═══ Listed records

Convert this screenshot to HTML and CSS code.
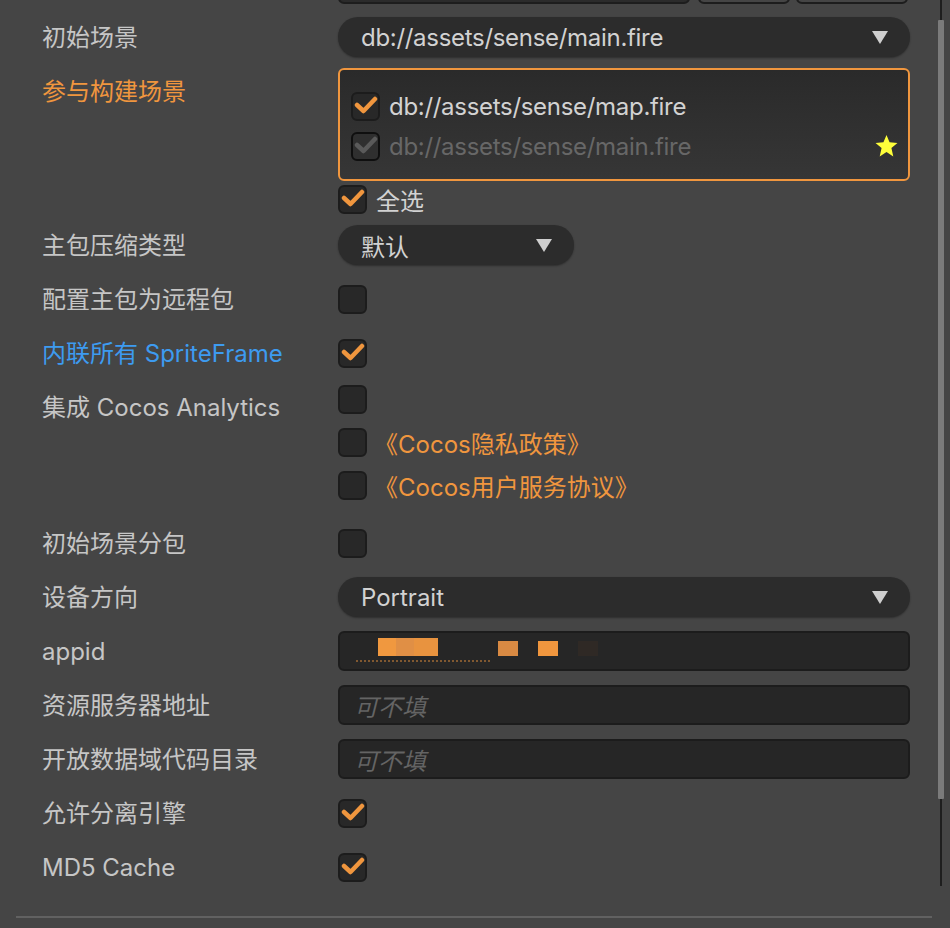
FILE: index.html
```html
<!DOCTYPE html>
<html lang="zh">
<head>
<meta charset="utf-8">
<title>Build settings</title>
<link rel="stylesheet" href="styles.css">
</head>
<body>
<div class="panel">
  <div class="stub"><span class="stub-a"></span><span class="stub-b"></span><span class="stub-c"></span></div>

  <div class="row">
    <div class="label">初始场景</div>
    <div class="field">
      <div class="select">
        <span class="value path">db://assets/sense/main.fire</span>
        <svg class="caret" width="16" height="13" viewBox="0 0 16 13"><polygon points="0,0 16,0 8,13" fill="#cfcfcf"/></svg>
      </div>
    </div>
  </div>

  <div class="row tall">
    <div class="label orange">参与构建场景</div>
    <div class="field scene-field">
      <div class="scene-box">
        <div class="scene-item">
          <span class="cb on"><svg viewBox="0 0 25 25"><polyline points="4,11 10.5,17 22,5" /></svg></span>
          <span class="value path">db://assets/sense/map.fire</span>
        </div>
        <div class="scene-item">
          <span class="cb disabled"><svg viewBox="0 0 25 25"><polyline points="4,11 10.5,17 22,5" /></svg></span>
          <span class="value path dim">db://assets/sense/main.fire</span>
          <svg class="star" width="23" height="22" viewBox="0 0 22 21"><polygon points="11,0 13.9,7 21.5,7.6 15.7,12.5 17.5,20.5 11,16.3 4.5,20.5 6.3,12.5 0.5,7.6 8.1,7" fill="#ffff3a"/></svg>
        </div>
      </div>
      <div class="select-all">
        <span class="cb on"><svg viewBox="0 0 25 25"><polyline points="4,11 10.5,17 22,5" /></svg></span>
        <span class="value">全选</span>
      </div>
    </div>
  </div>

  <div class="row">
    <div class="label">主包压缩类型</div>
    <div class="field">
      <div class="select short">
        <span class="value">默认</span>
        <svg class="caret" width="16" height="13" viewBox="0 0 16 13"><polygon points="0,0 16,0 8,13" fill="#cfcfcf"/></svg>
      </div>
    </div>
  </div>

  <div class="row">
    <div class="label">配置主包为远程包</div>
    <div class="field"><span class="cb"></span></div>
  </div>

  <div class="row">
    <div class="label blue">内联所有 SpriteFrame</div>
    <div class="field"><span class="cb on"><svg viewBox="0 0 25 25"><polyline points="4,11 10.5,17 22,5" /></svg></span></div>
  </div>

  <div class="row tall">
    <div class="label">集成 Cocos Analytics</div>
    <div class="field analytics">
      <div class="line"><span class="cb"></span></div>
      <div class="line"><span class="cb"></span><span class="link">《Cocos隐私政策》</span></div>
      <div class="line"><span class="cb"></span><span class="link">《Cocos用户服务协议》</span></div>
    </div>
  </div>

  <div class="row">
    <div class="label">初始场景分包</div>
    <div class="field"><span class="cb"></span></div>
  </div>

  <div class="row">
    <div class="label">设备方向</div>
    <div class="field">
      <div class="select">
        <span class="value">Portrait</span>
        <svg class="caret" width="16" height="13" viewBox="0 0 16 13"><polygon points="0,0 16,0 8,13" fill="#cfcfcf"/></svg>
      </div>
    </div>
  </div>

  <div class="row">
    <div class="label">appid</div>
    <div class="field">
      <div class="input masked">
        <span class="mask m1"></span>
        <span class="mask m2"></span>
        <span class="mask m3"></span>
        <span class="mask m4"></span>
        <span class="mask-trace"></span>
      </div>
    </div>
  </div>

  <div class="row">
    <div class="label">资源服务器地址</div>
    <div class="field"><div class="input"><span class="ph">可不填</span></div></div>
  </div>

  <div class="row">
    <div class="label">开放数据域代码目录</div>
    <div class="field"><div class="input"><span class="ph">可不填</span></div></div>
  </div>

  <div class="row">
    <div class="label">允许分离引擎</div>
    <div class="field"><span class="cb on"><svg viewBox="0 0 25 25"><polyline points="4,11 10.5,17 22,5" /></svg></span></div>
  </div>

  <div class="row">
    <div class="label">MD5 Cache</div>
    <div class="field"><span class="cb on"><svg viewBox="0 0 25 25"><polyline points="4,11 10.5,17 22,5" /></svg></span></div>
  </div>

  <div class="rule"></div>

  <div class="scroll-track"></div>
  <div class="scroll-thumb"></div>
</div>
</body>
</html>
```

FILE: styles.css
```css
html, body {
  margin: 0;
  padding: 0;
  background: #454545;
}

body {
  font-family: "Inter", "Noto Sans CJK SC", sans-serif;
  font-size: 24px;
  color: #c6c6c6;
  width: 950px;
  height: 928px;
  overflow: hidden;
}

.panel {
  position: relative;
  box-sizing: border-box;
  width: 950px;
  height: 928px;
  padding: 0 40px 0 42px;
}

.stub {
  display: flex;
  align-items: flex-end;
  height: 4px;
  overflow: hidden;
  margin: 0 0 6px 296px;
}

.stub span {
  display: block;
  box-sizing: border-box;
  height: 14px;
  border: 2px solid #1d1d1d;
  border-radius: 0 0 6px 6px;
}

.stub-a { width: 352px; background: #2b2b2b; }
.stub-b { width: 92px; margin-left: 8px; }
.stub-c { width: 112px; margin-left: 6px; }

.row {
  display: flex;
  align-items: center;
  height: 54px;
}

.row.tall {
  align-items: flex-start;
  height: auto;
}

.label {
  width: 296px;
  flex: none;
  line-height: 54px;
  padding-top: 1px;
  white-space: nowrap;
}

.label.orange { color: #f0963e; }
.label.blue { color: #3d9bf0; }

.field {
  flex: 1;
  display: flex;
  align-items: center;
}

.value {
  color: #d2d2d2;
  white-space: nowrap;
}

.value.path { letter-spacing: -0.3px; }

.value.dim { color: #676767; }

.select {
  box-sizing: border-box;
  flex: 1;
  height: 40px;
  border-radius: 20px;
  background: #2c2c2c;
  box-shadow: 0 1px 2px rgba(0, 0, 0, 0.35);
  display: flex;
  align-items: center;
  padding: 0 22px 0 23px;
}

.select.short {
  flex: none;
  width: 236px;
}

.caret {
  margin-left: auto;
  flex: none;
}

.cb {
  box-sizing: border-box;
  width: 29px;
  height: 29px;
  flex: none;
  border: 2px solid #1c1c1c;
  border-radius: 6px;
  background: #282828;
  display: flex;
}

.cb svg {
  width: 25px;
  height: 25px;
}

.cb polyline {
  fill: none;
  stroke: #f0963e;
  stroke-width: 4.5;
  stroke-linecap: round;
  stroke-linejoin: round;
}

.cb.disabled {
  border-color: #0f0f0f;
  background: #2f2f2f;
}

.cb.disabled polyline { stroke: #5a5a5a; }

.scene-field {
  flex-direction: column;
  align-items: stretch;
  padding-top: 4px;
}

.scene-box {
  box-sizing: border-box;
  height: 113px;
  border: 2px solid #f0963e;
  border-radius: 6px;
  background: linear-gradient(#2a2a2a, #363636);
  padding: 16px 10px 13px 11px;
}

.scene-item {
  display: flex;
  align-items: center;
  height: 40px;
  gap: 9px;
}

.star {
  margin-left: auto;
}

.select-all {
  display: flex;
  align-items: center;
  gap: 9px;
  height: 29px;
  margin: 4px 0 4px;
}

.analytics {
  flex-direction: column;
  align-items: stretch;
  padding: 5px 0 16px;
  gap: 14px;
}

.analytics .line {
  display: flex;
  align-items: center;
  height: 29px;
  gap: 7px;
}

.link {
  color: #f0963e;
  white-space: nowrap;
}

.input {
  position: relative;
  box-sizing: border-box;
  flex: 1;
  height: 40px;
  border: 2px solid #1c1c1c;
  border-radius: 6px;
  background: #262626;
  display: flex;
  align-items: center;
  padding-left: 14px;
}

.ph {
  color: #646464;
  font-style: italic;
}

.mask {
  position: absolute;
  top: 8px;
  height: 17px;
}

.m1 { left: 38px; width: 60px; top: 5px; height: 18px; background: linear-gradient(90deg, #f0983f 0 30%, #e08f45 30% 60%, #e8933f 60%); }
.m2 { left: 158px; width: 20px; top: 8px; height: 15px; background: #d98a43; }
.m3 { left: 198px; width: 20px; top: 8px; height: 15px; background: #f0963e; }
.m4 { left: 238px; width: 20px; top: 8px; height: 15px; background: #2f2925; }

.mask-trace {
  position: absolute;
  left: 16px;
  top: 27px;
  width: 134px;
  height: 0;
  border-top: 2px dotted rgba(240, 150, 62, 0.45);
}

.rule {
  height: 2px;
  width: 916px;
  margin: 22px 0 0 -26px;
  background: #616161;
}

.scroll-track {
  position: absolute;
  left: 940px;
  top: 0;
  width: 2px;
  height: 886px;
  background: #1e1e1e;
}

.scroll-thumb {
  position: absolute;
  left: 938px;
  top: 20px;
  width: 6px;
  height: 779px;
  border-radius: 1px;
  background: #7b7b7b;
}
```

══════
═══ Listed records

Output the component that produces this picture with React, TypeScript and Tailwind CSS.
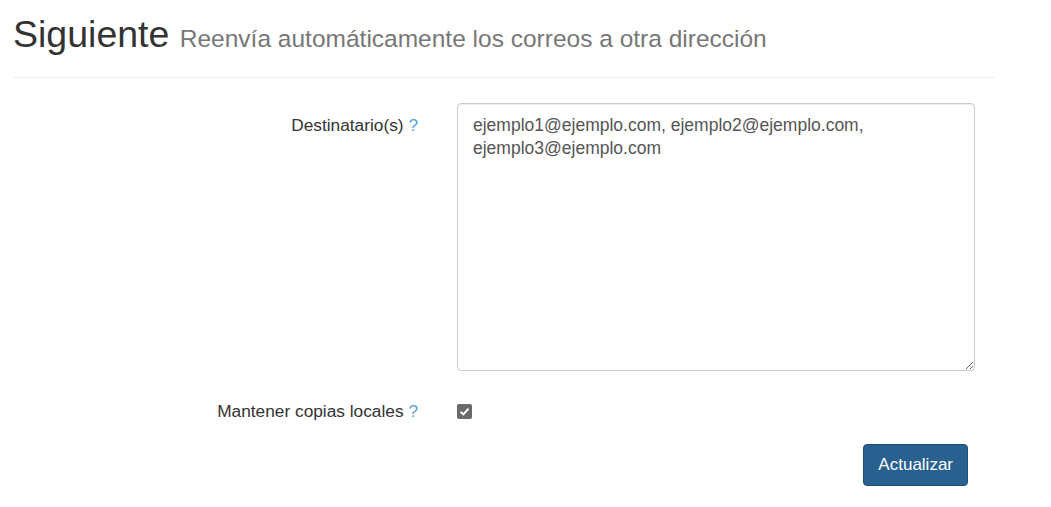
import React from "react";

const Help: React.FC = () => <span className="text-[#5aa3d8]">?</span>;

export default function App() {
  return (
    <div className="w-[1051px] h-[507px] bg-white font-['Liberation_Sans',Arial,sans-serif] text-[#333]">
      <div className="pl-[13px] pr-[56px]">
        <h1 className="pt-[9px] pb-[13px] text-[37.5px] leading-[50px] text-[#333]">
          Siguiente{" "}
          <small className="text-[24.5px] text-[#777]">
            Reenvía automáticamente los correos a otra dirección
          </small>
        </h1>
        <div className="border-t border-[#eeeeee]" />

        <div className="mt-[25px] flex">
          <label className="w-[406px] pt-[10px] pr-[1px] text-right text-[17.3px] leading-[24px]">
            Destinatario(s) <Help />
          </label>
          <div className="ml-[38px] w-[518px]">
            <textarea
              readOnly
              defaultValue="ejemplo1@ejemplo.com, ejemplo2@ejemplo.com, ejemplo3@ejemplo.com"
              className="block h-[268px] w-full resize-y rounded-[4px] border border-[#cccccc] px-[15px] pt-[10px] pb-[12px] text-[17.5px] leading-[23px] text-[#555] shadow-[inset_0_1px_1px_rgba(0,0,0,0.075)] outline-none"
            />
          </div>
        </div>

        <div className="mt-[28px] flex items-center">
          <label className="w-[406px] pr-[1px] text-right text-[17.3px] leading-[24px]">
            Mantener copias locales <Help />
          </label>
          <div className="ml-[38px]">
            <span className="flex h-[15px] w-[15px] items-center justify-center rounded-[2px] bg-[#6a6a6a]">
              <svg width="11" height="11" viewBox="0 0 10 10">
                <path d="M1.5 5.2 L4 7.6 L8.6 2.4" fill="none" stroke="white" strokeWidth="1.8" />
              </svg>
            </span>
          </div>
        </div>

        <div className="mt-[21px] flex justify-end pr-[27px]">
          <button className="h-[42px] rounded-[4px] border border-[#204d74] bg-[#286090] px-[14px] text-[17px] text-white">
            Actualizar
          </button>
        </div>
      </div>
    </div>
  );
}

══════

# Stated exercise:
Reproduce every line of the listing above in which the string "React" appears.

# Task output:
Output the component that produces this picture with React, TypeScript and Tailwind CSS.
import React from "react";
const Help: React.FC = () => <span className="text-[#5aa3d8]">?</span>;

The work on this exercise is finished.